Now what about alpha blend? First of all, I want to point out that this means quite a lot of things to me, and not a precise thing. Adding commonly known alpha blend support to this blit routine would make it almost the most general ever possible, hence the most useful. It's a good exercise for you to try to do it. Let me remember you that DirectX run-times up to 6.1 don't allow alpha blits, thus most things will have to be carried by hand. Poor us !!! I hope DirectX 7.0 comes with better features.
3. A fullscreen video player using this framework
An article starts helping people only when a full source code and executable is provided. It seems that the article is itself just a wrapper, very often not even read. Poor me.

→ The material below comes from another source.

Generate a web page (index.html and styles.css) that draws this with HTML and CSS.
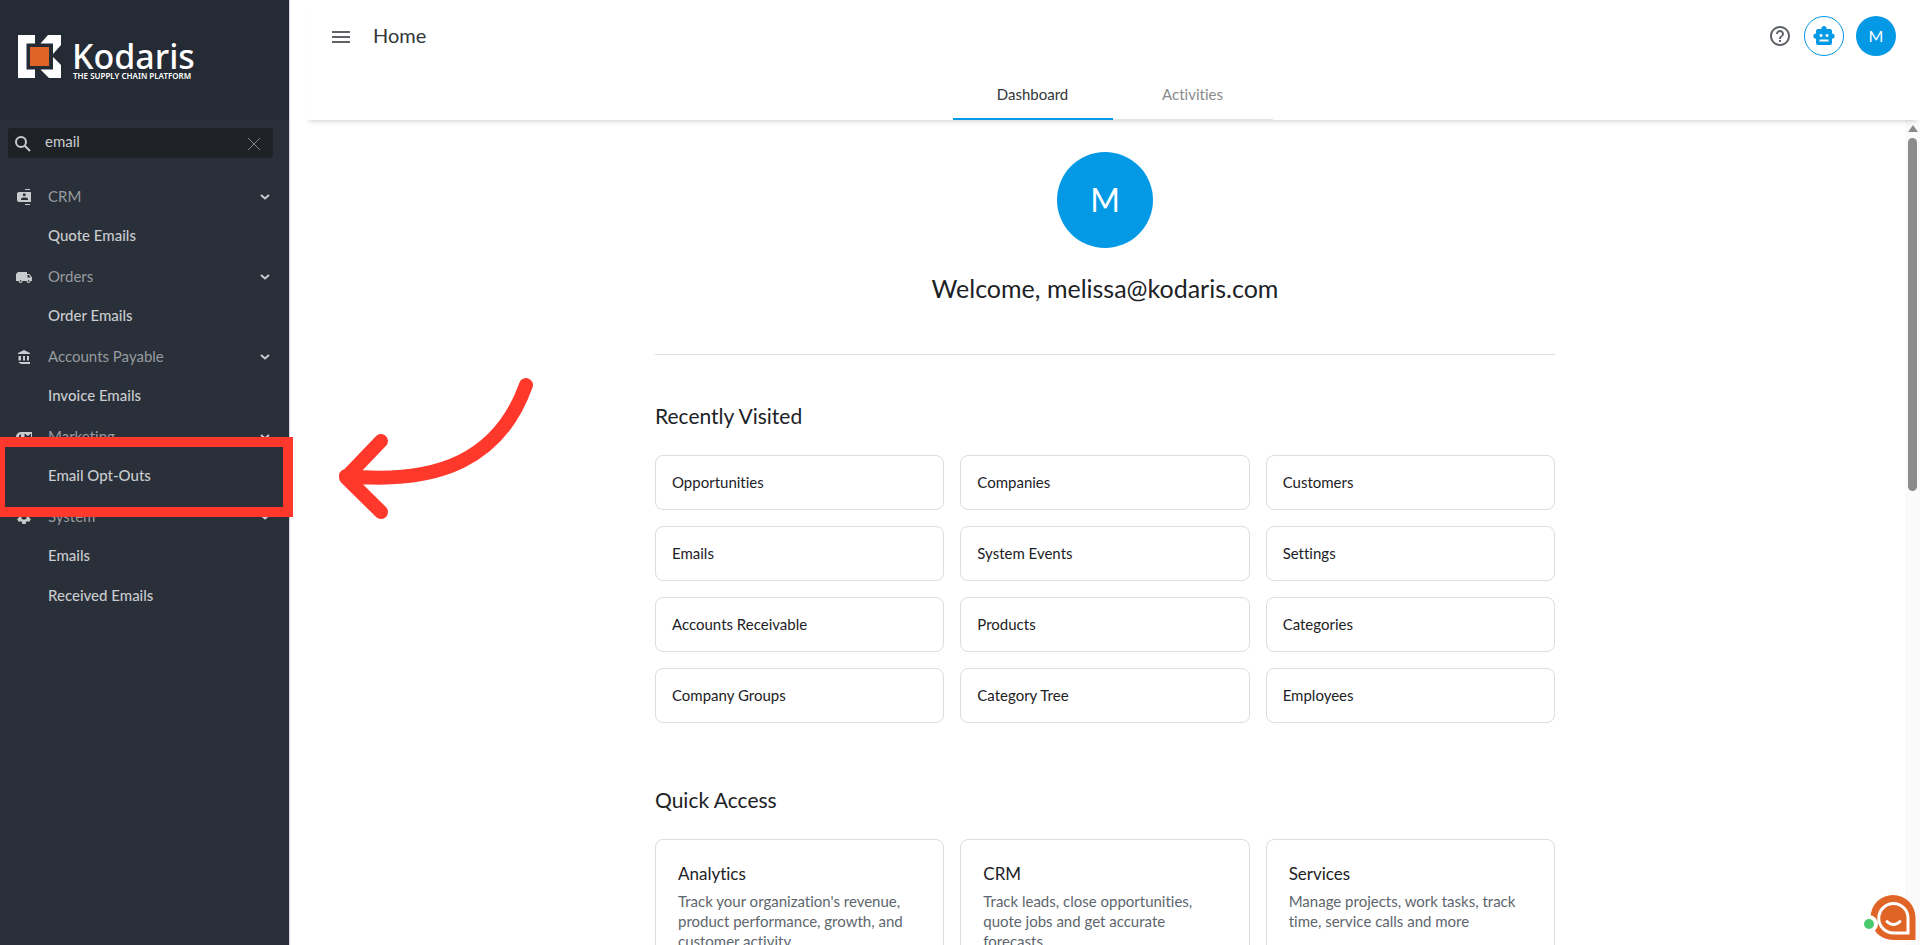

But because I didn't want to miss the opportunity to show a useful piece of code, I give you here a fullscreen video player under DirectShow.
I hope you make good use of it.
The framework is used for the primary surface and the two backbuffers. Note that conceptually we don't need two backbuffers, one is enough. But it's better to prepare code for two backbuffers so it's easy in the future to add versatile in-between overlay effects and so.